== Aim of the task ==
Copy the records below exactly, leaving out every picture.

Entries with page source code
BEGIN
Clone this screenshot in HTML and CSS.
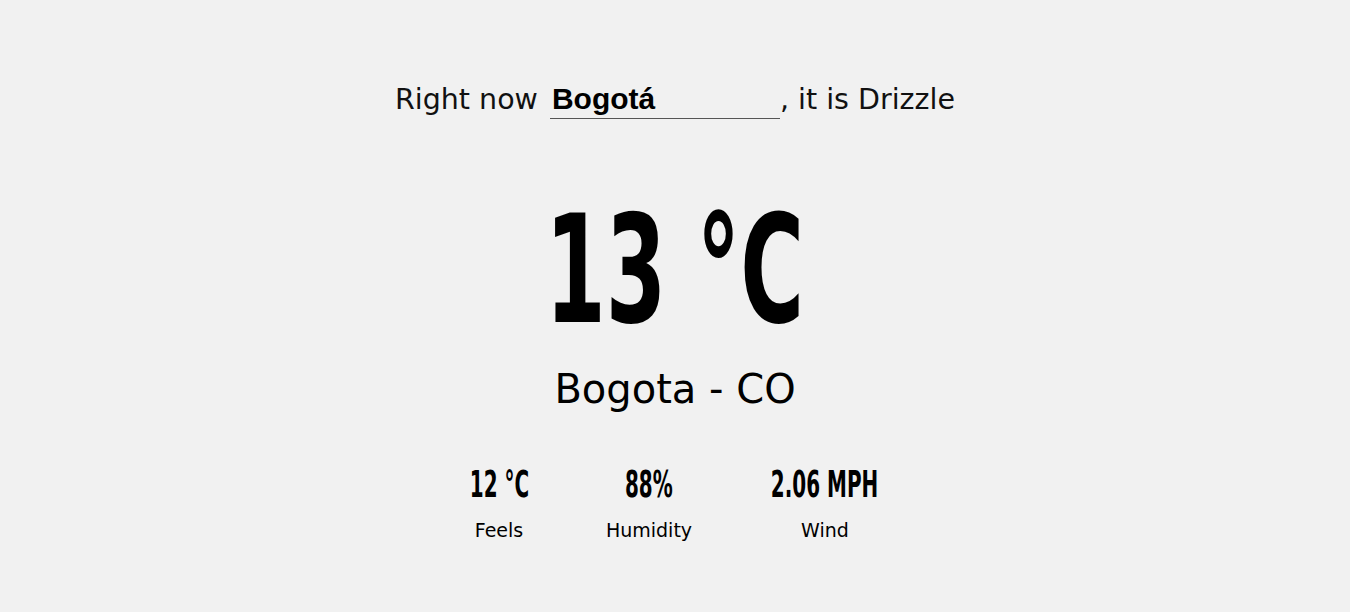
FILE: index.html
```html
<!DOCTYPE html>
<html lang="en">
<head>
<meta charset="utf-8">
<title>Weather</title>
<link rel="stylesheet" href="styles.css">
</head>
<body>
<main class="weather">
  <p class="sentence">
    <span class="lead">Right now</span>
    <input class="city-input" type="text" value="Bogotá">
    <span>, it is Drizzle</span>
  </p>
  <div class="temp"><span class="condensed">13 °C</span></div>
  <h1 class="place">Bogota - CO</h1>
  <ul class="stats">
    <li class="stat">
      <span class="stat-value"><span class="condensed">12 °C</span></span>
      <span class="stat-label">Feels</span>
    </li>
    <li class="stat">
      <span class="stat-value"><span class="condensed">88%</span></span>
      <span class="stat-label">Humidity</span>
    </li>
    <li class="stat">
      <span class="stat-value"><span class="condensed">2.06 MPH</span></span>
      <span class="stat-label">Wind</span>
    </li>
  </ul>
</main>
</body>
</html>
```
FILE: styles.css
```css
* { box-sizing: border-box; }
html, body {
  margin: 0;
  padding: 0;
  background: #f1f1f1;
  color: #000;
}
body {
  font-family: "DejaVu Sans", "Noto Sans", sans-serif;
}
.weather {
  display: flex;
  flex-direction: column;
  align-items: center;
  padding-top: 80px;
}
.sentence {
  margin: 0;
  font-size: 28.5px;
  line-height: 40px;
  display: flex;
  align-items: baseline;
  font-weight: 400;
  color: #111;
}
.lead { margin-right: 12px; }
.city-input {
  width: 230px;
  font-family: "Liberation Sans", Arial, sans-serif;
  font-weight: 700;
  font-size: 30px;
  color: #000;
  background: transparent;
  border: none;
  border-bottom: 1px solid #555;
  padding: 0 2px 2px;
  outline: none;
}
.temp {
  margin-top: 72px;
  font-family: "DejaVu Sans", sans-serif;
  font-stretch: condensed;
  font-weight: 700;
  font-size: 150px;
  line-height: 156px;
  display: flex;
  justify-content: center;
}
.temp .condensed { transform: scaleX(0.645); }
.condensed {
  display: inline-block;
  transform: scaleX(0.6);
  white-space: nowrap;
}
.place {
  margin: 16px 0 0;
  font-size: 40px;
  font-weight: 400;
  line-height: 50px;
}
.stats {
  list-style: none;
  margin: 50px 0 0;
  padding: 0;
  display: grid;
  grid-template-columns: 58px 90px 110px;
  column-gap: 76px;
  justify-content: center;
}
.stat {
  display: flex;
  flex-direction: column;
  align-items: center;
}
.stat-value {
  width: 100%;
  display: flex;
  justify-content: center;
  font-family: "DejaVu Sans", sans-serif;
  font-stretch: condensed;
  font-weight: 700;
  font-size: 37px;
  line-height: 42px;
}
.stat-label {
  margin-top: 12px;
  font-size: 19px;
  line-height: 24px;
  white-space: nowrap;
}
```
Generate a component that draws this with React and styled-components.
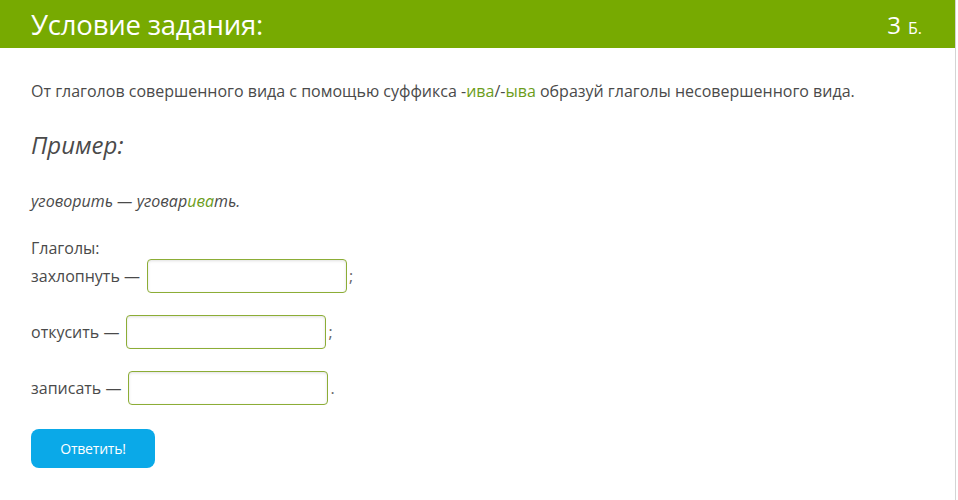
END
== Answer below ==
Clone this screenshot in HTML and CSS.
FILE: index.html
```html
<!DOCTYPE html>
<html lang="en">
<head>
<meta charset="utf-8">
<title>Weather</title>
<link rel="stylesheet" href="styles.css">
</head>
<body>
<main class="weather">
  <p class="sentence">
    <span class="lead">Right now</span>
    <input class="city-input" type="text" value="Bogotá">
    <span>, it is Drizzle</span>
  </p>
  <div class="temp"><span class="condensed">13 °C</span></div>
  <h1 class="place">Bogota - CO</h1>
  <ul class="stats">
    <li class="stat">
      <span class="stat-value"><span class="condensed">12 °C</span></span>
      <span class="stat-label">Feels</span>
    </li>
    <li class="stat">
      <span class="stat-value"><span class="condensed">88%</span></span>
      <span class="stat-label">Humidity</span>
    </li>
    <li class="stat">
      <span class="stat-value"><span class="condensed">2.06 MPH</span></span>
      <span class="stat-label">Wind</span>
    </li>
  </ul>
</main>
</body>
</html>
```
FILE: styles.css
```css
* { box-sizing: border-box; }
html, body {
  margin: 0;
  padding: 0;
  background: #f1f1f1;
  color: #000;
}
body {
  font-family: "DejaVu Sans", "Noto Sans", sans-serif;
}
.weather {
  display: flex;
  flex-direction: column;
  align-items: center;
  padding-top: 80px;
}
.sentence {
  margin: 0;
  font-size: 28.5px;
  line-height: 40px;
  display: flex;
  align-items: baseline;
  font-weight: 400;
  color: #111;
}
.lead { margin-right: 12px; }
.city-input {
  width: 230px;
  font-family: "Liberation Sans", Arial, sans-serif;
  font-weight: 700;
  font-size: 30px;
  color: #000;
  background: transparent;
  border: none;
  border-bottom: 1px solid #555;
  padding: 0 2px 2px;
  outline: none;
}
.temp {
  margin-top: 72px;
  font-family: "DejaVu Sans", sans-serif;
  font-stretch: condensed;
  font-weight: 700;
  font-size: 150px;
  line-height: 156px;
  display: flex;
  justify-content: center;
}
.temp .condensed { transform: scaleX(0.645); }
.condensed {
  display: inline-block;
  transform: scaleX(0.6);
  white-space: nowrap;
}
.place {
  margin: 16px 0 0;
  font-size: 40px;
  font-weight: 400;
  line-height: 50px;
}
.stats {
  list-style: none;
  margin: 50px 0 0;
  padding: 0;
  display: grid;
  grid-template-columns: 58px 90px 110px;
  column-gap: 76px;
  justify-content: center;
}
.stat {
  display: flex;
  flex-direction: column;
  align-items: center;
}
.stat-value {
  width: 100%;
  display: flex;
  justify-content: center;
  font-family: "DejaVu Sans", sans-serif;
  font-stretch: condensed;
  font-weight: 700;
  font-size: 37px;
  line-height: 42px;
}
.stat-label {
  margin-top: 12px;
  font-size: 19px;
  line-height: 24px;
  white-space: nowrap;
}
```
Generate a component that draws this with React and styled-components.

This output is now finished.